**Provided entries**
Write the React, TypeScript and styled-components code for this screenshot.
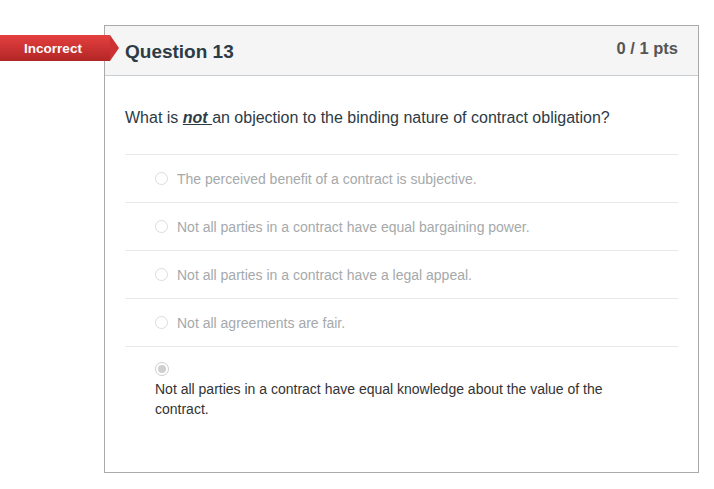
import React from "react";
import styled, { createGlobalStyle } from "styled-components";

const Global = createGlobalStyle`
  html, body { margin: 0; padding: 0; background: #fff; }
  body { font-family: "Liberation Sans", Arial, sans-serif; }
`;

const Page = styled.div`
  position: relative;
  padding: 25px 0 0 104px;
  width: 714px;
  height: 489px;
  box-sizing: border-box;
`;

const Card = styled.div`
  width: 595px;
  height: 448px;
  box-sizing: border-box;
  border: 1px solid #aaaaaa;
  display: flex;
  flex-direction: column;
`;

const Header = styled.div`
  height: 50px;
  box-sizing: border-box;
  background: #f5f5f5;
  border-bottom: 1px solid #c7cdd1;
  display: flex;
  justify-content: space-between;
  padding: 0 20px;
`;

const Title = styled.h2`
  margin: 0;
  font-size: 19px;
  font-weight: bold;
  color: #2d3b45;
  line-height: 22px;
  padding-top: 15px;
`;

const Points = styled.div`
  font-size: 16.5px;
  font-weight: bold;
  color: #555;
  line-height: 18px;
  padding-top: 13px;
`;

const Badge = styled.div`
  position: absolute;
  left: 0;
  top: 35px;
  height: 26px;
  width: 110px;
  background: linear-gradient(#e4403f, #b32626);
  color: #fff;
  font-weight: bold;
  font-size: 13.5px;
  display: flex;
  align-items: center;
  justify-content: center;
  box-sizing: border-box;
  padding-right: 4px;
  &::after {
    content: "";
    position: absolute;
    right: -9px;
    top: 0;
    width: 0;
    height: 0;
    border-top: 13px solid transparent;
    border-bottom: 13px solid transparent;
    border-left: 9px solid #cc3232;
  }
`;

const Body = styled.div`
  padding: 0 20px;
`;

const QuestionText = styled.p`
  margin: 0;
  padding-top: 32px;
  height: 78px;
  box-sizing: border-box;
  font-size: 16px;
  line-height: 20px;
  color: #2d3b45;
`;

const Not = styled.span`
  font-weight: bold;
  font-style: italic;
  text-decoration: underline;
`;

const Answer = styled.div`
  border-top: 1px solid #e8e8e8;
  height: 48px;
  box-sizing: border-box;
  display: flex;
  align-items: center;
  padding-left: 30px;
  gap: 9px;
  font-size: 14px;
  color: #a5a9ab;
`;

const Radio = styled.span<{ $checked?: boolean }>`
  width: 11px;
  height: 11px;
  border-radius: 50%;
  border: 1px solid #dcdcdc;
  background: #fff;
  display: block;
  box-sizing: content-box;
  position: relative;
  flex: none;
  ${(p) =>
    p.$checked &&
    `
    width: 12px; height: 12px;
    border-color: #cfcfcf;
    margin-bottom: 3px;
    &::after {
      content: "";
      position: absolute;
      left: 2px; top: 2px;
      width: 8px; height: 8px;
      border-radius: 50%;
      background: #cfcfcf;
    }
  `}
`;

const SelectedAnswer = styled.div`
  border-top: 1px solid #e8e8e8;
  padding: 15px 0 0 30px;
  font-size: 14px;
  line-height: 20px;
  color: #333;
`;

const SelectedText = styled.div`
  width: 470px;
`;

const answers = [
  "The perceived benefit of a contract is subjective.",
  "Not all parties in a contract have equal bargaining power.",
  "Not all parties in a contract have a legal appeal.",
  "Not all agreements are fair.",
];

export default function App() {
  return (
    <>
      <Global />
      <Page>
        <Badge>Incorrect</Badge>
        <Card>
          <Header>
            <Title>Question 13</Title>
            <Points>0 / 1 pts</Points>
          </Header>
          <Body>
            <QuestionText>
              What is <Not>not </Not>an objection to the binding nature of contract obligation?
            </QuestionText>
            {answers.map((a) => (
              <Answer key={a}>
                <Radio />
                {a}
              </Answer>
            ))}
            <SelectedAnswer>
              <Radio $checked />
              <SelectedText>
                Not all parties in a contract have equal knowledge about the value of the contract.
              </SelectedText>
            </SelectedAnswer>
          </Body>
        </Card>
      </Page>
    </>
  );
}
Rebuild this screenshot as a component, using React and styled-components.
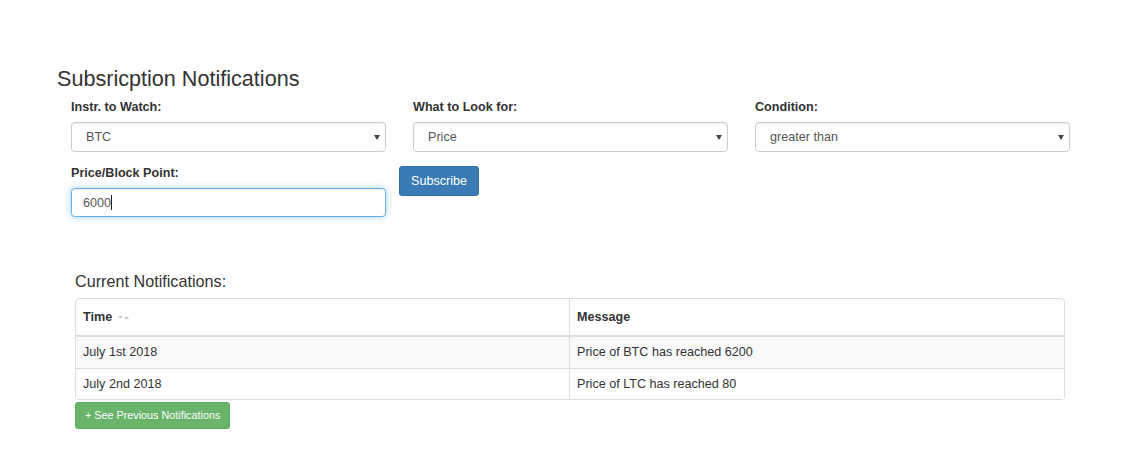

**Task**
Your task is to set down the records shown above exactly, minus any pictures.

**Expected answer**
Write the React, TypeScript and styled-components code for this screenshot.
import React from "react";
import styled, { createGlobalStyle } from "styled-components";

const Global = createGlobalStyle`
  html, body { margin: 0; padding: 0; background: #fff; }
  body { font-family: "Liberation Sans", Arial, sans-serif; }
`;

const Page = styled.div`
  position: relative;
  padding: 25px 0 0 104px;
  width: 714px;
  height: 489px;
  box-sizing: border-box;
`;

const Card = styled.div`
  width: 595px;
  height: 448px;
  box-sizing: border-box;
  border: 1px solid #aaaaaa;
  display: flex;
  flex-direction: column;
`;

const Header = styled.div`
  height: 50px;
  box-sizing: border-box;
  background: #f5f5f5;
  border-bottom: 1px solid #c7cdd1;
  display: flex;
  justify-content: space-between;
  padding: 0 20px;
`;

const Title = styled.h2`
  margin: 0;
  font-size: 19px;
  font-weight: bold;
  color: #2d3b45;
  line-height: 22px;
  padding-top: 15px;
`;

const Points = styled.div`
  font-size: 16.5px;
  font-weight: bold;
  color: #555;
  line-height: 18px;
  padding-top: 13px;
`;

const Badge = styled.div`
  position: absolute;
  left: 0;
  top: 35px;
  height: 26px;
  width: 110px;
  background: linear-gradient(#e4403f, #b32626);
  color: #fff;
  font-weight: bold;
  font-size: 13.5px;
  display: flex;
  align-items: center;
  justify-content: center;
  box-sizing: border-box;
  padding-right: 4px;
  &::after {
    content: "";
    position: absolute;
    right: -9px;
    top: 0;
    width: 0;
    height: 0;
    border-top: 13px solid transparent;
    border-bottom: 13px solid transparent;
    border-left: 9px solid #cc3232;
  }
`;

const Body = styled.div`
  padding: 0 20px;
`;

const QuestionText = styled.p`
  margin: 0;
  padding-top: 32px;
  height: 78px;
  box-sizing: border-box;
  font-size: 16px;
  line-height: 20px;
  color: #2d3b45;
`;

const Not = styled.span`
  font-weight: bold;
  font-style: italic;
  text-decoration: underline;
`;

const Answer = styled.div`
  border-top: 1px solid #e8e8e8;
  height: 48px;
  box-sizing: border-box;
  display: flex;
  align-items: center;
  padding-left: 30px;
  gap: 9px;
  font-size: 14px;
  color: #a5a9ab;
`;

const Radio = styled.span<{ $checked?: boolean }>`
  width: 11px;
  height: 11px;
  border-radius: 50%;
  border: 1px solid #dcdcdc;
  background: #fff;
  display: block;
  box-sizing: content-box;
  position: relative;
  flex: none;
  ${(p) =>
    p.$checked &&
    `
    width: 12px; height: 12px;
    border-color: #cfcfcf;
    margin-bottom: 3px;
    &::after {
      content: "";
      position: absolute;
      left: 2px; top: 2px;
      width: 8px; height: 8px;
      border-radius: 50%;
      background: #cfcfcf;
    }
  `}
`;

const SelectedAnswer = styled.div`
  border-top: 1px solid #e8e8e8;
  padding: 15px 0 0 30px;
  font-size: 14px;
  line-height: 20px;
  color: #333;
`;

const SelectedText = styled.div`
  width: 470px;
`;

const answers = [
  "The perceived benefit of a contract is subjective.",
  "Not all parties in a contract have equal bargaining power.",
  "Not all parties in a contract have a legal appeal.",
  "Not all agreements are fair.",
];

export default function App() {
  return (
    <>
      <Global />
      <Page>
        <Badge>Incorrect</Badge>
        <Card>
          <Header>
            <Title>Question 13</Title>
            <Points>0 / 1 pts</Points>
          </Header>
          <Body>
            <QuestionText>
              What is <Not>not </Not>an objection to the binding nature of contract obligation?
            </QuestionText>
            {answers.map((a) => (
              <Answer key={a}>
                <Radio />
                {a}
              </Answer>
            ))}
            <SelectedAnswer>
              <Radio $checked />
              <SelectedText>
                Not all parties in a contract have equal knowledge about the value of the contract.
              </SelectedText>
            </SelectedAnswer>
          </Body>
        </Card>
      </Page>
    </>
  );
}
Rebuild this screenshot as a component, using React and styled-components.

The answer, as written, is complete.